• Source data:
══════
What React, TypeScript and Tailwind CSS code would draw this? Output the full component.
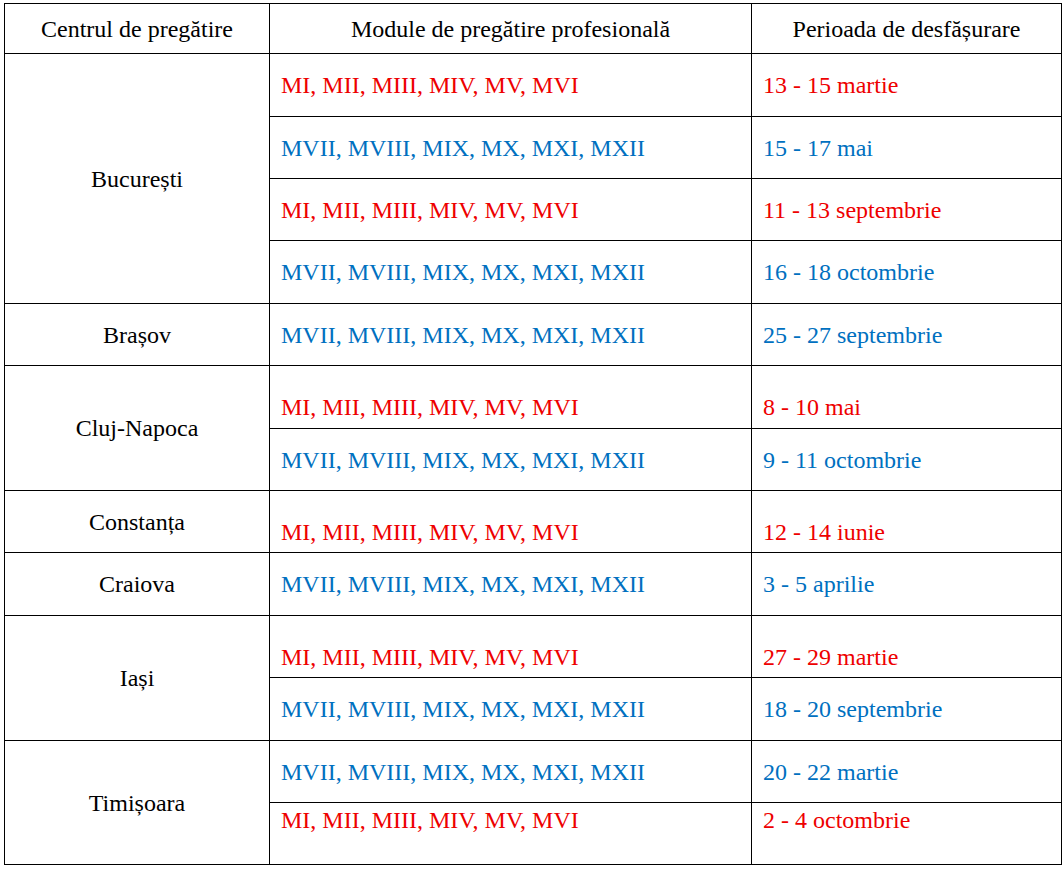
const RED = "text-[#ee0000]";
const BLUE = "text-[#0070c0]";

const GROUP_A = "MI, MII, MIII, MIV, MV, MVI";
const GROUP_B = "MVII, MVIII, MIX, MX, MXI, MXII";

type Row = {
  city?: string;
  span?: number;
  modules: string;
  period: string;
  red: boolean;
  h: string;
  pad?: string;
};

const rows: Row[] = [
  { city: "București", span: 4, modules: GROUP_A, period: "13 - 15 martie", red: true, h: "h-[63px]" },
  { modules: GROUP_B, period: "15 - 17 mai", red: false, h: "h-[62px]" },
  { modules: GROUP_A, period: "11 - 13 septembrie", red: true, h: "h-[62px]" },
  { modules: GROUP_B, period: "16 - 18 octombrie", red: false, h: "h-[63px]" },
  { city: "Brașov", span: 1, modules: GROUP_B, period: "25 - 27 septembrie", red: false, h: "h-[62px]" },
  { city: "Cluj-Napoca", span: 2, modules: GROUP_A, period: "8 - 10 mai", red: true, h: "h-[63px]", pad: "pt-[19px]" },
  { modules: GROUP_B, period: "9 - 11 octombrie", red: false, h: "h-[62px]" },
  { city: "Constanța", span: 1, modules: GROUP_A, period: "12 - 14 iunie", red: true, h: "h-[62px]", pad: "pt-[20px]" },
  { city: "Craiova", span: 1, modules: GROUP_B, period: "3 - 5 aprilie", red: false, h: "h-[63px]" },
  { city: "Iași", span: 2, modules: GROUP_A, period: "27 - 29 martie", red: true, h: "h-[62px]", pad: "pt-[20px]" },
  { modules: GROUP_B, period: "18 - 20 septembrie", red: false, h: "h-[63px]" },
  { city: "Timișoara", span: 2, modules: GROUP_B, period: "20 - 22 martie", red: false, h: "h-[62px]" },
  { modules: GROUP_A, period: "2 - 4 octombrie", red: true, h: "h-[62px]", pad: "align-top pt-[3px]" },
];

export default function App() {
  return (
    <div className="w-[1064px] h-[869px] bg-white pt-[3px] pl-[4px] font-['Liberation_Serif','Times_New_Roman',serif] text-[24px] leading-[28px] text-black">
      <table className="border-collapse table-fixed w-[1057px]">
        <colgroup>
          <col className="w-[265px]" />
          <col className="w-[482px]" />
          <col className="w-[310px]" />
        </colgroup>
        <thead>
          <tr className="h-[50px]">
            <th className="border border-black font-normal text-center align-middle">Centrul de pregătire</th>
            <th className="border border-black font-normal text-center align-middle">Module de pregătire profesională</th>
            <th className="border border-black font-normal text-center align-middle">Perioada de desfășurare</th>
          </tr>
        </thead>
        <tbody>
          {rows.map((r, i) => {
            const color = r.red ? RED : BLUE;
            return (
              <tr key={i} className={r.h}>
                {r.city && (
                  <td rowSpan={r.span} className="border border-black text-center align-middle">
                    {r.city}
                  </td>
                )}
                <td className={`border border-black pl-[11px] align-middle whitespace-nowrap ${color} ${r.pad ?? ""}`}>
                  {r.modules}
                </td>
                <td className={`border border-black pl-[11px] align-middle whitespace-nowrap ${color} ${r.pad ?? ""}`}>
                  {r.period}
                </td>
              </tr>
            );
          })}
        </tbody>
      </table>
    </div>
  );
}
══════
Go through the listing above and quote it exactly, apart from its images.

• Response:
What React, TypeScript and Tailwind CSS code would draw this? Output the full component.
const RED = "text-[#ee0000]";
const BLUE = "text-[#0070c0]";

const GROUP_A = "MI, MII, MIII, MIV, MV, MVI";
const GROUP_B = "MVII, MVIII, MIX, MX, MXI, MXII";

type Row = {
  city?: string;
  span?: number;
  modules: string;
  period: string;
  red: boolean;
  h: string;
  pad?: string;
};

const rows: Row[] = [
  { city: "București", span: 4, modules: GROUP_A, period: "13 - 15 martie", red: true, h: "h-[63px]" },
  { modules: GROUP_B, period: "15 - 17 mai", red: false, h: "h-[62px]" },
  { modules: GROUP_A, period: "11 - 13 septembrie", red: true, h: "h-[62px]" },
  { modules: GROUP_B, period: "16 - 18 octombrie", red: false, h: "h-[63px]" },
  { city: "Brașov", span: 1, modules: GROUP_B, period: "25 - 27 septembrie", red: false, h: "h-[62px]" },
  { city: "Cluj-Napoca", span: 2, modules: GROUP_A, period: "8 - 10 mai", red: true, h: "h-[63px]", pad: "pt-[19px]" },
  { modules: GROUP_B, period: "9 - 11 octombrie", red: false, h: "h-[62px]" },
  { city: "Constanța", span: 1, modules: GROUP_A, period: "12 - 14 iunie", red: true, h: "h-[62px]", pad: "pt-[20px]" },
  { city: "Craiova", span: 1, modules: GROUP_B, period: "3 - 5 aprilie", red: false, h: "h-[63px]" },
  { city: "Iași", span: 2, modules: GROUP_A, period: "27 - 29 martie", red: true, h: "h-[62px]", pad: "pt-[20px]" },
  { modules: GROUP_B, period: "18 - 20 septembrie", red: false, h: "h-[63px]" },
  { city: "Timișoara", span: 2, modules: GROUP_B, period: "20 - 22 martie", red: false, h: "h-[62px]" },
  { modules: GROUP_A, period: "2 - 4 octombrie", red: true, h: "h-[62px]", pad: "align-top pt-[3px]" },
];

export default function App() {
  return (
    <div className="w-[1064px] h-[869px] bg-white pt-[3px] pl-[4px] font-['Liberation_Serif','Times_New_Roman',serif] text-[24px] leading-[28px] text-black">
      <table className="border-collapse table-fixed w-[1057px]">
        <colgroup>
          <col className="w-[265px]" />
          <col className="w-[482px]" />
          <col className="w-[310px]" />
        </colgroup>
        <thead>
          <tr className="h-[50px]">
            <th className="border border-black font-normal text-center align-middle">Centrul de pregătire</th>
            <th className="border border-black font-normal text-center align-middle">Module de pregătire profesională</th>
            <th className="border border-black font-normal text-center align-middle">Perioada de desfășurare</th>
          </tr>
        </thead>
        <tbody>
          {rows.map((r, i) => {
            const color = r.red ? RED : BLUE;
            return (
              <tr key={i} className={r.h}>
                {r.city && (
                  <td rowSpan={r.span} className="border border-black text-center align-middle">
                    {r.city}
                  </td>
                )}
                <td className={`border border-black pl-[11px] align-middle whitespace-nowrap ${color} ${r.pad ?? ""}`}>
                  {r.modules}
                </td>
                <td className={`border border-black pl-[11px] align-middle whitespace-nowrap ${color} ${r.pad ?? ""}`}>
                  {r.period}
                </td>
              </tr>
            );
          })}
        </tbody>
      </table>
    </div>
  );
}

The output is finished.